Italy develops chronic disease tools
- 22 May 2007
The Italian health service is aiming to make use of its IT to create an integrated tool to improve care for people with chronic conditions, a Ministry of Health official has announced.
The ministry’s general director for information systems, Walter Bergamaschi told the recent World Health Congress in Barcelona that elderly people required a different mix of healthcare services to be developed to help them live independent lives, and the Italian Ministry of Health had decided it was important to focus on this.
“In Italy, we are seeing that the percentage of people over the age of 65 is slowly rising, it is currently at around 18% but by 2030 it is expected to reach about 27%. What is even more concerning is that as this continues to rise, so does the incidence of chronic pathologies in that age range. Almost 90% of these elderly people have some sort of illness that requires care and so we know that we have to act for the future.”

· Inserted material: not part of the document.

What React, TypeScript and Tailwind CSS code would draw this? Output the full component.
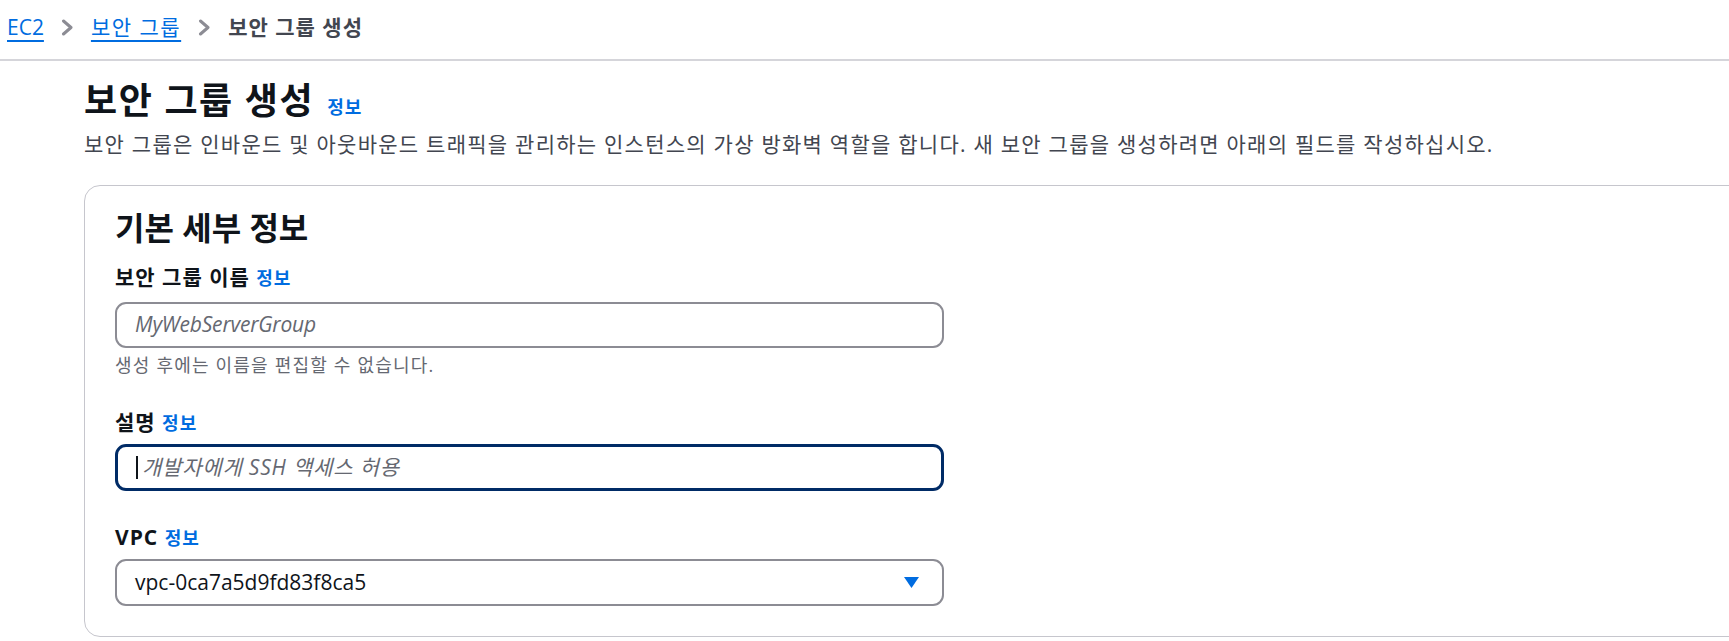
import React from 'react';

// 공통 폰트 스택
const FONT = '"Open Sans", "Noto Sans CJK KR", sans-serif';

function Chevron() {
  return (
    <svg width="13" height="17" viewBox="0 0 13 17" className="mx-[17px] shrink-0">
      <path d="M2.5 2 L10 8.5 L2.5 15" fill="none" stroke="#8c8c94" strokeWidth="3" strokeLinecap="round" strokeLinejoin="round" />
    </svg>
  );
}

function Info({ className = '' }: { className?: string }) {
  return <span className={`text-[18px] font-bold tracking-[1px] text-[#006ce0] ${className}`}>정보</span>;
}

function Label({ text }: { text: string }) {
  return (
    <div className="text-[21px] leading-[30px] font-bold tracking-[1px] text-[#0f141a]">
      {text} <Info />
    </div>
  );
}

export default function App() {
  return (
    <div className="w-full min-h-screen bg-white overflow-hidden" style={{ fontFamily: FONT }}>
      {/* 브레드크럼 */}
      <div className="flex items-center h-[61px] pl-[7px] pb-[5px] border-b-2 border-[#d5d5da] text-[21px] leading-[30px]">
        <span className="text-[#006ce0] underline decoration-[2px] underline-offset-[5px]">EC2</span>
        <Chevron />
        <span className="text-[#006ce0] tracking-[1.5px] underline decoration-[2px] underline-offset-[5px]">보안 그룹</span>
        <Chevron />
        <span className="font-bold tracking-[1px] text-[#424650]">보안 그룹 생성</span>
      </div>

      <div className="pl-[84px]">
        {/* 페이지 제목 */}
        <h1 className="mt-[18px] text-[36px] leading-[44px] font-bold tracking-[1.6px] text-[#0f141a]">
          보안 그룹 생성 <Info className="ml-[2px]" />
        </h1>
        <p className="mt-0 text-[21px] leading-[30px] tracking-[1.25px] text-[#424650]">
          보안 그룹은 인바운드 및 아웃바운드 트래픽을 관리하는 인스턴스의 가상 방화벽 역할을 합니다. 새 보안 그룹을 생성하려면 아래의 필드를 작성하십시오.
        </p>

        {/* 기본 세부 정보 카드 */}
        <div className="mt-[26px] w-[1680px] border border-[#c6c6cd] rounded-[16px] px-[30px] pt-[20px] pb-[30px]">
          <h2 className="text-[32px] leading-[44px] font-bold text-[#0f141a]">기본 세부 정보</h2>

          <div className="mt-[12px]">
            <Label text="보안 그룹 이름" />
          </div>
          <div className="mt-[9px] w-[829px] h-[46px] border-2 border-[#8c8c94] rounded-[11px] px-[18px] flex items-center">
            <span className="text-[21px] italic tracking-[-0.2px] text-[#656871]">MyWebServerGroup</span>
          </div>
          <div className="mt-[4px] text-[18px] leading-[26px] tracking-[1.2px] text-[#656871]">
            생성 후에는 이름을 편집할 수 없습니다.
          </div>

          <div className="mt-[29px]">
            <Label text="설명" />
          </div>
          <div className="mt-[6px] w-[829px] h-[47px] border-[3px] border-[#002b66] rounded-[11px] px-[18px] flex items-center">
            <span className="w-[2px] h-[23px] bg-[#0f141a] mr-[4px] shrink-0" />
            <span className="text-[21px] italic tracking-[0.8px] text-[#656871]">개발자에게 SSH 액세스 허용</span>
          </div>

          <div className="mt-[31px]">
            <Label text="VPC" />
          </div>
          <div className="mt-[6px] w-[829px] h-[47px] border-2 border-[#8c8c94] rounded-[11px] pl-[18px] pr-[23px] flex items-center justify-between">
            <span className="text-[21px] text-[#0f141a]">vpc-0ca7a5d9fd83f8ca5</span>
            <svg width="15" height="11" viewBox="0 0 15 11">
              <path d="M0 0 H15 L7.5 11 Z" fill="#006ce0" />
            </svg>
          </div>
        </div>
      </div>
    </div>
  );
}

Bergamaschi said that Italian doctors had raised issues with the ministry over the amount of time spent treating patients with chronic conditions, and concluded that a shift towards community care was needed.
“We need help to shift from hospital acute systems to community treatment. So we have to move from hospital-centric services to community-centric services based on the patient. This is a long journey for us in Italy and going too slowly for us so far. The goal is to create an organisational model for chronic treatment which reduces admissions, brings people out of hospital quicker, and improves the assistance network.”
He told the audience of senior health professionals that the ministry had recruited suppliers to test out a number of ways that could help to ensure that whilst care was moved to the community, centralised records were still maintained.
“We are trying to learn by doing,” said Bergamaschi. “We believe in integrating clinical components with the organisational and management components of the care provided.
“This implies a paradigm shift in health information systems, integrating around the citizen the information related to their health services and tracing them back to the supplier – improving the continuity of care and evaluating the capacity of the system to meet the health needs of the population.”
He said that the efficient management of patients with chronic conditions must be realised by the assistance continuity and by the optimisation of the movements inside the “network” of health and social services.
The eventual aims are to direct the patient to the most appropriate service according to the social and health need.
Bergamaschi updated the audience on Italy’s progress in creating a national electronic health record. He said building work on the system was ongoing, but interoperability was an issue that needed careful attention.
“We started with the government health information system which is based on monitoring the healthcare system. Now we are building a federated framework of local information systems and electronic health records, all of which facilitates homecare emergency, second opinions, and disease management.
“The problem though is creating interoperability through finding common languages and codification. We are taking incremental steps towards implementing the full EHR system starting with admissions, drugs, and death records.”
Bergamaschi said that in addition to national work there was also a lot of work being done on EHRs and interoperability standards at regional levels.
“In Lombardy, a large proportion of the population has cards and access to the system, now data is being shared on prescriptions, referrals and discharge letters. Elsewhere, networks are being built to help interface citizens and healthcare professionals.”
Another project being considered in Italy, is the “Sole Project” which aims to create a network among hospitals and community to provide services for citizens, professionals and local health units.
The project is aimed to manage and integrate informative flow among network facilities, integrating communication between GP and local health units, especially with homecare services and assistance for elderly patients.
Bergamaschi said: “Through Sole we want to implement the activation services for the home care assistance plan through dialogues with GPs, paediatricians and local health unit professionals. In the future, the system will create an important support for the operative and management aspects of providing home care.”
He added the Sole project will ‘create a method to manage and access clinical and health data.’
“It will be possible in this way to mark events and navigate along patients’ clinical history using specific questions.”
Bergamaschi anticipates that through the project, a number of advantages will be noticeable.
“It will help us to build up a network that supports professional care providers with a stronger doctor-patient relationship, enabling general practitioners to be the clinical reference point for the most common pathologies treatment and for patients affected by chronic and degenerative pathologies,” he said.
He admitted that the ideas had been copied from the UK’s pathways in telecare, but added that as Italy has the most ageing population in Europe, such intervention was essential to help Italy’s health service.